Work instructions:
What number of lines contain the word "this"? Reply with the number and nothing else.

[Rows from a dataset of pages and code]
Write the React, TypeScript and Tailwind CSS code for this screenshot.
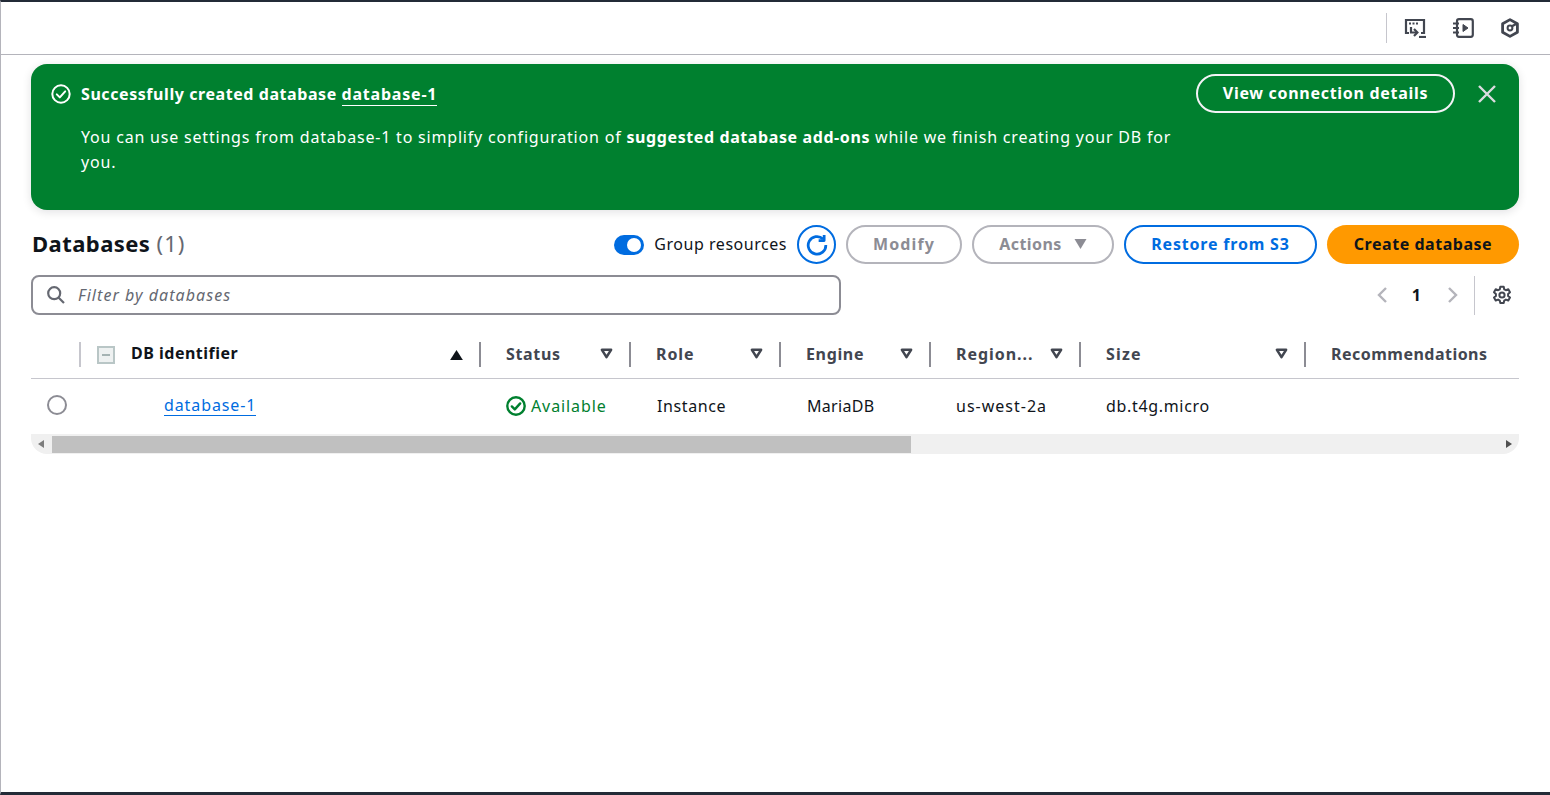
import React from "react";

const font = "font-['Noto_Sans',sans-serif]";

function CheckCircle({ className, weight = 2 }: { className: string; weight?: number }) {
  return (
    <svg viewBox="0 0 20 20" fill="none" stroke="currentColor" strokeWidth={weight} className={className}>
      <circle cx="10" cy="10" r="8.7" />
      <path d="M5.8 10.4l3 3 5.4-6" strokeLinecap="round" strokeLinejoin="round" />
    </svg>
  );
}

function TopIcons() {
  return (
    <div className="flex items-center text-[#424650]">
      <svg viewBox="0 0 22 20" width="22" height="20" fill="none" stroke="currentColor" strokeWidth="2.2" className="mr-[26px]">
        <path d="M5 15H2V2h18v13h-3" />
        <path d="M5 5.5h2M8.5 5.5h2M12 5.5h2" strokeWidth="1.8" />
        <path d="M7 9v5.5h6" />
        <path d="M10 11l3.4 3.5L10 18" />
        <path d="M15 19h7" />
      </svg>
      <svg viewBox="0 0 22 20" width="22" height="20" fill="none" stroke="currentColor" strokeWidth="2.2" className="mr-[27px]">
        <rect x="5" y="1.2" width="15.8" height="17.6" rx="2" />
        <path d="M1 5.5h6M1 10h6M1 14.5h6" />
        <path d="M11 6.5l5 3.5-5 3.5z" fill="currentColor" strokeWidth="1" />
      </svg>
      <svg viewBox="0 0 18 20" width="18" height="20" fill="none" stroke="currentColor" strokeWidth="2.8" strokeLinejoin="round" className="mr-[31px]">
        <path d="M9 1.6l7.4 4.2v8.4L9 18.4l-7.4-4.2V5.8z" />
        <circle cx="9" cy="10" r="2.4" strokeWidth="2" />
        <path d="M10.5 8.5l5.5-3" strokeWidth="2.4" />
      </svg>
    </div>
  );
}

function SortDown() {
  return (
    <svg viewBox="0 0 14 12" width="13" height="11" fill="none" stroke="#424650" strokeWidth="2.8" strokeLinejoin="round">
      <path d="M2 2h10l-5 8z" />
    </svg>
  );
}

function Th({ label, width, tracking, sep = true }: { label: string; width: string; tracking: string; sep?: boolean }) {
  return (
    <div className={`${width} relative flex h-full shrink-0 items-center justify-between pb-1 pl-[25px] pr-[18px]`}>
      <span className={`${tracking} text-[16px] font-bold text-[#424650]`}>{label}</span>
      {sep && <SortDown />}
      {sep && <span className="absolute right-0 top-[9px] h-[25px] w-0.5 bg-[#8c8c94]" />}
    </div>
  );
}

export default function App() {
  return (
    <div className={`${font} flex h-[795px] flex-col overflow-hidden border-t-2 border-b-[3px] border-l border-t-[#232b37] border-b-[#232b37] border-l-[#b4b4bb] bg-white text-[16px] text-[#0f141a]`}>
      <header className="flex h-[53px] shrink-0 items-center justify-end border-b border-[#b4b4bb]">
        <div className="mr-[17px] h-[30px] w-px bg-[#c6c6cd]" />
        <TopIcons />
      </header>

      <main className="flex flex-col pl-[30px] pr-[31px] pt-[9px]">
        <section className="flex h-[146px] rounded-2xl bg-[#00802f] pl-5 pr-[22px] pt-[10px] text-white shadow-[0_2px_10px_rgba(0,7,22,0.12)]">
          <div className="flex min-w-0 flex-1 flex-col">
            <div className="flex h-[39px] items-center gap-2.5">
              <CheckCircle className="h-5 w-5 shrink-0" />
              <p className="text-[16px] font-bold tracking-[0.57px]">
                Successfully created database{" "}
                <span className="border-b border-white tracking-[0.8px]">database-1</span>
              </p>
            </div>
            <p className="mt-3 w-[1125px] pl-[30px] text-[16px] leading-[25px] tracking-[0.8px]">
              You can use settings from database-1 to simplify configuration of{" "}
              <b className="tracking-[0.6px]">suggested database add-ons</b> while we finish creating your DB for you.
            </p>
          </div>
          <button className="h-[39px] w-[259px] shrink-0 rounded-full border-2 border-[#f3f3f7] pb-px text-[16px] font-bold tracking-[0.7px]">
            View connection details
          </button>
          <svg viewBox="0 0 20 20" width="20" height="20" fill="none" stroke="#dbdbe0" strokeWidth="2.4" className="ml-[22px] mt-[10px] shrink-0">
            <path d="M2 2l16 16M18 2L2 18" />
          </svg>
        </section>

        <div className="mt-[15px] flex h-[39px] items-center">
          <h1 className="pb-0.5 pl-px text-[22px] font-bold tracking-[0.45px]">
            Databases <span className="font-normal tracking-[1px] text-[#656871]">(1)</span>
          </h1>
          <div className="ml-auto flex items-center">
            <span className="flex h-5 w-[30px] items-center justify-end rounded-full bg-[#006ce0] pr-[3px]">
              <span className="h-3.5 w-3.5 rounded-full bg-white" />
            </span>
            <span className="ml-2.5 pb-px text-[16px] tracking-[0.53px]">Group resources</span>
            <button className="ml-2.5 flex h-[39px] w-[39px] items-center justify-center rounded-full border-2 border-[#006ce0] text-[#006ce0]">
              <svg viewBox="0 0 20 20" width="22" height="22" fill="none" stroke="currentColor" strokeWidth="2.5">
                <path d="M15.5 4.5A8 8 0 1 0 18 10" />
                <path d="M16.5 1v5h-5" strokeLinejoin="round" />
              </svg>
            </button>
            <button className="ml-2.5 h-[39px] w-[116px] rounded-full border-2 border-[#b4b4bb] pb-px font-bold tracking-[1.1px] text-[#8c8c94]">Modify</button>
            <button className="ml-2.5 flex h-[39px] w-[142px] items-center justify-center gap-3 rounded-full border-2 border-[#b4b4bb] pb-px font-bold tracking-[0.45px] text-[#8c8c94]">
              Actions
              <svg viewBox="0 0 12 10" width="13" height="10" fill="#8c8c94"><path d="M0 0h12L6 10z" /></svg>
            </button>
            <button className="ml-2.5 h-[39px] w-[193px] rounded-full border-2 border-[#006ce0] pb-px font-bold tracking-[0.8px] text-[#006ce0]">Restore from S3</button>
            <button className="ml-2.5 h-[39px] w-[192px] rounded-full bg-[#ff9900] pb-px font-bold tracking-[0.53px] text-[#0f141a]">Create database</button>
          </div>
        </div>

        <div className="mt-[11px] flex h-[40px] items-center">
          <div className="flex h-[40px] w-[810px] items-center rounded-lg border-2 border-[#8c8c94] pl-[14px]">
            <svg viewBox="0 0 18 18" width="18" height="18" fill="none" stroke="#656871" strokeWidth="2.2">
              <circle cx="7.2" cy="7.2" r="6" />
              <path d="M11.5 11.5l5.5 5.5" />
            </svg>
            <span className="ml-[13px] text-[16px] italic tracking-[1.05px] text-[#656871]">Filter by databases</span>
          </div>
          <div className="ml-auto flex h-[40px] items-center">
            <svg viewBox="0 0 12 18" width="12" height="18" fill="none" stroke="#b4b4bb" strokeWidth="2.4"><path d="M10 2L3 9l7 7" /></svg>
            <span className="ml-[24px] text-[16px] font-bold">1</span>
            <svg viewBox="0 0 12 18" width="12" height="18" fill="none" stroke="#b4b4bb" strokeWidth="2.4" className="ml-[26px]"><path d="M2 2l7 7-7 7" /></svg>
            <span className="ml-[15px] h-[39px] w-px bg-[#c6c6cd]" />
            <svg viewBox="0 0 20 20" width="20" height="20" fill="none" stroke="#424650" strokeWidth="2" strokeLinejoin="round" className="ml-[17px] mr-[7px]">
              <path d="M8.3 1.8h3.4l.5 2.5 1.7.9 2.4-.9 1.7 3-1.9 1.6v2l1.9 1.6-1.7 3-2.4-.9-1.7 1-.5 2.4H8.3l-.5-2.4-1.7-1-2.4.9-1.7-3L3.9 11V9L2 7.3l1.7-3 2.4.9 1.7-.9z" />
              <circle cx="10" cy="10" r="2.6" />
            </svg>
          </div>
        </div>

        <div className="mt-[18px] overflow-hidden">
          <div className="flex h-[46px] items-center border-b border-[#c6c6cd]">
            <div className="relative h-full w-[50px] shrink-0">
              <span className="absolute right-0 top-[9px] h-[25px] w-0.5 bg-[#c6c6cd]" />
            </div>
            <div className="relative flex h-full w-[400px] shrink-0 items-center justify-between pb-0.5 pl-4 pr-[18px]">
              <span className="flex items-center">
                <span className="flex h-[18px] w-[18px] items-center justify-center border-2 border-[#b9c6c6] bg-[#eef1f1]">
                  <span className="h-0.5 w-2 bg-[#a5b3b3]" />
                </span>
                <span className="ml-4 -mt-[3px] font-bold tracking-[0.5px]">DB identifier</span>
              </span>
              <svg viewBox="0 0 14 11" width="13" height="10" fill="#0f141a"><path d="M7 0l7 11H0z" /></svg>
              <span className="absolute right-0 top-[9px] h-[25px] w-0.5 bg-[#8c8c94]" />
            </div>
            <Th label="Status" width="w-[150px]" tracking="tracking-[0.65px]" />
            <Th label="Role" width="w-[150px]" tracking="tracking-[0.9px]" />
            <Th label="Engine" width="w-[150px]" tracking="tracking-[0.65px]" />
            <Th label="Region..." width="w-[150px]" tracking="tracking-[0.95px]" />
            <Th label="Size" width="w-[225px]" tracking="tracking-[1.15px]" />
            <Th label="Recommendations" width="w-[213px]" tracking="tracking-[0.48px]" sep={false} />
          </div>

          <div className="flex h-[55px] items-center pb-0.5">
            <div className="mb-0.5 flex w-[50px] shrink-0 items-center pl-4">
              <span className="h-5 w-5 rounded-full border-2 border-[#8c8c94]" />
            </div>
            <div className="mb-0.5 w-[400px] shrink-0 pl-[83px]">
              <span className="inline-block border-b border-[#006ce0] leading-[20px] tracking-[0.9px] text-[#006ce0]">database-1</span>
            </div>
            <div className="flex w-[150px] shrink-0 items-center gap-[5px] pl-[25px] tracking-[0.9px] text-[#00802f]">
              <CheckCircle className="h-5 w-5" weight={2.4} />
              Available
            </div>
            <div className="w-[150px] shrink-0 pl-[26px] tracking-[0.6px]">Instance</div>
            <div className="w-[150px] shrink-0 pl-[26px] tracking-[0.3px]">MariaDB</div>
            <div className="w-[150px] shrink-0 pl-[25px] tracking-[1px]">us-west-2a</div>
            <div className="w-[225px] shrink-0 pl-[25px] tracking-[0.67px]">db.t4g.micro</div>
          </div>

          <div className="flex h-[20px] items-start rounded-b-2xl bg-[#f0f0f0] pt-0.5">
            <svg viewBox="0 0 6 8" width="6" height="8" fill="#7d7d7d" className="ml-[7px] mt-1"><path d="M6 0v8L0 4z" /></svg>
            <div className="ml-2 h-[17px] w-[859px] bg-[#c0c0c0]" />
            <svg viewBox="0 0 6 8" width="6" height="8" fill="#505050" className="ml-auto mr-[7px] mt-1"><path d="M0 0v8l6-4z" /></svg>
          </div>
        </div>
      </main>
    </div>
  );
}
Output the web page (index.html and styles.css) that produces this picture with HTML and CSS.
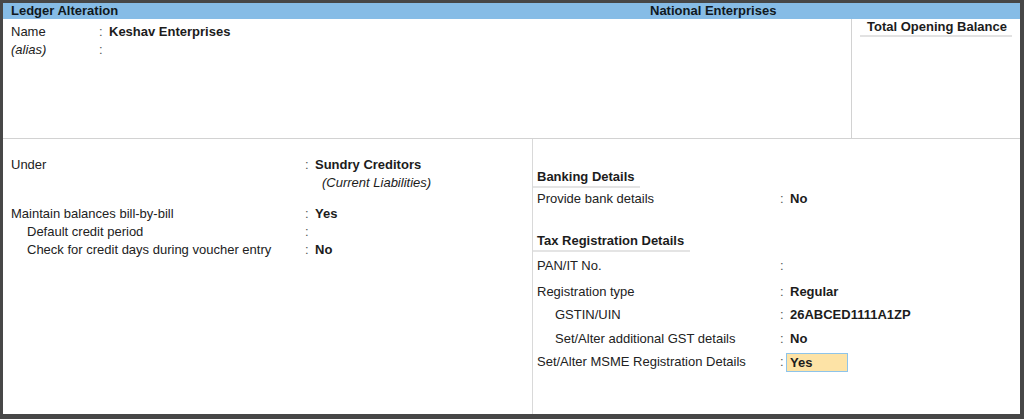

Task output:
2